The Red Lines Page

June 8, 2023

Heads-up

Filed under: Grumbling,press,Technology,usability — Peter A @ 5:36 pm
Tags: ,

The Apple Vision Pro announcement intrigues me. When you look at the launch video, it looks excitingly like all those heads-up display things we’ve been seeing in the new Star Trek series.

But then you realise that you’re watching those Star Trek shows while looking at a flat screen telly with someone sitting next to you on the sofa watching the same telly. And the Star Trek displays manifest in the room without other viewing technology. Whereas the Vision Pro wraps your head in a just-for-you headset display.

And it’s eyewateringly expensive. Though this Mashable article is an interesting bit of speculation about entry-level price points.

For all the chat about it, I’ve yet to see compelling examples of use cases for this new tech. The examples are about step changes in user interactions with existing interactions or activities: “operate all these familiar apps, but with your eyes!” and “read web pages and play your existing videos and games on a huge screen of any size!”

Most strangely of all, the Apple video celebrates what appears to be a dad taking 3D images of his playing children while he has his head in the device, thus experiencing the moment at not-quite-first-hand. It’s even worse than being totally absorbed, hidden behind your iPhone screen as you take landscape photos; lift your head up and you could instead enjoy the beauty of the scene with your own eyes. Or, in this case, look at your kids with your own eyes.

The advertising and press hype seems to be about the number of patents and the cleverness of the hardware, rather than examples of how it transforms or replaces things in everyday life or business or introduces completely new things. But perhaps I’m reading the wrong articles.

Most of all, though, this “new era of spacial computing” reverts to the individual experience, rather than the shared or collaborative one. This “profound new way to be together” advocates telepresence at the expense of literal presence.

Because you are enclosed and immersed in the device, it has to play back to you a version of the world beyond, via its cameras.
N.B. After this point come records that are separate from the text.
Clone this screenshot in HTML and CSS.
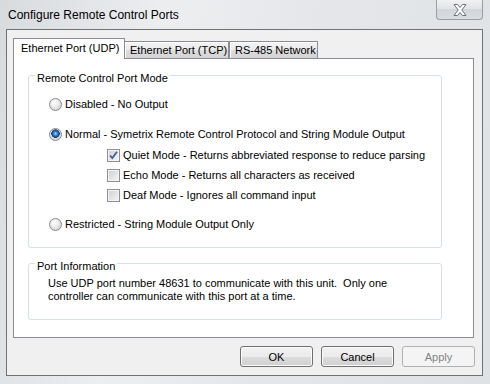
FILE: index.html
```html
<!DOCTYPE html>
<html>
	<head>
		<meta charset="utf-8" />
		<title>Configure Remote Control Ports</title>
		<link rel="stylesheet" href="styles.css">
	</head>
	<body>
		<div class="window">
			<div class="titlebar">
				<span class="title">Configure Remote Control Ports</span>
				<span class="close">
					<svg width="16" height="14" viewBox="0 0 16 14">
						<path d="M2 1.5h3.5l2.5 3 2.5-3H14l-4.2 5.5L14 12.5h-3.5L8 9.5l-2.5 3H2l4.2-5.5z" fill="#fff" stroke="#6b7078" stroke-width="1" stroke-linejoin="round"/>
					</svg>
				</span>
			</div>
			<div class="client">
				<div class="tabs">
					<div class="tab active">Ethernet Port (UDP)</div>
					<div class="tab tcp">Ethernet Port (TCP)</div>
					<div class="tab rs">RS-485 Network</div>
				</div>
				<div class="panel">
					<fieldset class="group mode">
						<legend>Remote Control Port Mode</legend>
						<label class="opt first"><span class="radio"></span>Disabled - No Output</label>
						<label class="opt second"><span class="radio on"></span>Normal - Symetrix Remote Control Protocol and String Module Output</label>
						<label class="opt sub quiet"><span class="check on">
							<svg width="11" height="11" viewBox="0 0 11 11"><path d="M2 5.5l2.3 2.6L9 1.8" fill="none" stroke="#4a5f8f" stroke-width="1.8"/></svg>
						</span>Quiet Mode - Returns abbreviated response to reduce parsing</label>
						<label class="opt sub"><span class="check"></span>Echo Mode - Returns all characters as received</label>
						<label class="opt sub"><span class="check"></span>Deaf Mode - Ignores all command input</label>
						<label class="opt last"><span class="radio"></span>Restricted - String Module Output Only</label>
					</fieldset>
					<fieldset class="group info">
						<legend>Port Information</legend>
						<p class="note">Use UDP port number 48631 to communicate with this unit.&nbsp; Only one<br>controller can communicate with this port at a time.</p>
					</fieldset>
				</div>
				<div class="buttons">
					<button class="btn">OK</button>
					<button class="btn">Cancel</button>
					<button class="btn off">Apply</button>
				</div>
			</div>
		</div>
	</body>
</html>
```

FILE: styles.css
```css
body
{
	margin: 0;
	font-family: "Liberation Sans", Arial, sans-serif;
	font-size: 11px;
	color: #000;
}
.window
{
	width: 490px;
	height: 384px;
	background: linear-gradient(100deg, #d8dbde 0%, #eceef0 30%, #e4e6e9 60%, #dfe2e5 100%);
	overflow: hidden;
}
.titlebar
{
	display: flex;
	align-items: flex-start;
	height: 29px;
}
.title
{
	padding-left: 8px;
	line-height: 30px;
	font-size: 12px;
}
.close
{
	margin-left: auto;
	margin-right: 7px;
	width: 47px;
	height: 20px;
	box-sizing: border-box;
	border: 1px solid #9a9fa6;
	border-top: none;
	border-radius: 0 0 4px 4px;
	background: linear-gradient(#f1f2f4, #dfe2e6 50%, #d2d6db 50%, #d9dde2);
	display: flex;
	align-items: center;
	justify-content: center;
}
.client
{
	margin: 0 7px 0 6px;
	height: 347px;
	box-sizing: border-box;
	border: 1px solid #6f7378;
	background: #f0f0f0;
	padding: 8px 0 0 6px;
}
.tabs
{
	display: flex;
	align-items: flex-end;
	height: 20px;
}
.tab
{
	height: 17px;
	box-sizing: border-box;
	padding-left: 5px;
	line-height: 16px;
	white-space: nowrap;
	border: 1px solid #898c95;
	border-bottom: none;
	background: linear-gradient(#f3f3f3, #ebebeb 50%, #dedede 50%, #d3d3d3);
	box-shadow: inset 1px 1px 0 #fff;
}
.tab.active
{
	width: 112px;
	height: 21px;
	margin: 0 -1px -1px 0;
	padding-left: 7px;
	line-height: 18px;
	background: #fff;
	box-shadow: none;
	position: relative;
	z-index: 1;
}
.tab.tcp
{
	width: 105px;
}
.tab.rs
{
	width: 89px;
}
.panel
{
	width: 461px;
	height: 280px;
	box-sizing: border-box;
	border: 1px solid #898c95;
	background: #fff;
	padding: 6px 0 0 14px;
}
.group
{
	width: 414px;
	box-sizing: border-box;
	margin: 0;
	padding: 0;
	border: 1px solid #d5dfe5;
	border-radius: 3px;
}
/* caption sits a little below the frame line, as in the native group box */
.group legend
{
	margin-left: 6px;
	padding: 6px 2px 0;
	line-height: 15px;
}
.mode
{
	padding-bottom: 13px;
}
.opt
{
	display: flex;
	align-items: center;
	gap: 3px;
	height: 20px;
	padding-left: 20px;
	white-space: nowrap;
}
.opt.first
{
	margin-top: 8px;
}
.opt.second
{
	margin-top: 10px;
}
.opt.sub
{
	padding-left: 78px;
}
.opt.quiet
{
	margin-top: 1px;
}
.opt.last
{
	margin-top: 9px;
}
.radio
{
	width: 13px;
	height: 13px;
	box-sizing: border-box;
	border-radius: 50%;
	border: 1px solid #8a8a8a;
	background: radial-gradient(circle at 40% 35%, #ffffff 0, #e8e8e8 45%, #c4c4c4 100%);
	flex: none;
}
.radio.on
{
	background: radial-gradient(circle at 50% 42%, #a8e4ff 0, #3f98dc 1.5px, #124a95 3.5px, #1a3f78 4px, transparent 4.5px),
		radial-gradient(circle at 40% 35%, #ffffff 0, #e8e8e8 45%, #c4c4c4 100%);
}
.check
{
	width: 13px;
	height: 13px;
	box-sizing: border-box;
	border: 1px solid #8e8f8f;
	background: linear-gradient(135deg, #cbcfd5, #f6f6f6);
	box-shadow: inset 0 0 0 1px #f4f4f4;
	flex: none;
	display: flex;
	align-items: center;
	justify-content: center;
}
.info
{
	margin-top: 5px;
}
.note
{
	margin: 3px 0 16px 19px;
	line-height: 13px;
	white-space: nowrap;
}
.buttons
{
	display: flex;
	justify-content: flex-end;
	gap: 8px;
	margin-top: 8px;
	padding-right: 7px;
}
.btn
{
	width: 73px;
	height: 21px;
	border: 1px solid #707070;
	border-radius: 3px;
	background: linear-gradient(#f2f2f2, #ebebeb 50%, #dddddd 50%, #cfcfcf);
	box-shadow: inset 0 0 0 1px #fbfbfb;
	font-family: inherit;
	font-size: 11px;
	color: #000;
	padding: 0;
}
.btn.off
{
	border-color: #adb2b5;
	background: #f4f4f4;
	box-shadow: none;
	color: #838383;
}
```
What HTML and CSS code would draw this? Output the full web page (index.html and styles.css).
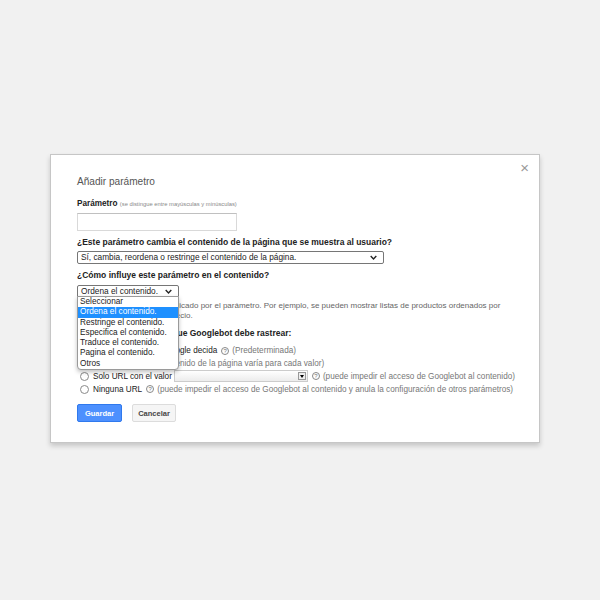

And it also has to play back a version of you to others beyond it, whether it’s your eyes displayed to someone in the same room as you, or an uncanny valley avatar of you to the people with whom you’re on a Facetime call. The ingenuity of creating a scanned replica of you springs specifically from a new inhibitor that the device itself introduces, which is that your head is encased and obscured by the device.

I look forward to seeing a rather more compelling use case for it. Making it available to a development ecosystem, and priming the channel with access to existing apps, may mean that the “killer app” or use case will appear, and someone will make it so. For the moment, it looks to me like my Star Trek world will have to wait a bit longer before I decide to engage.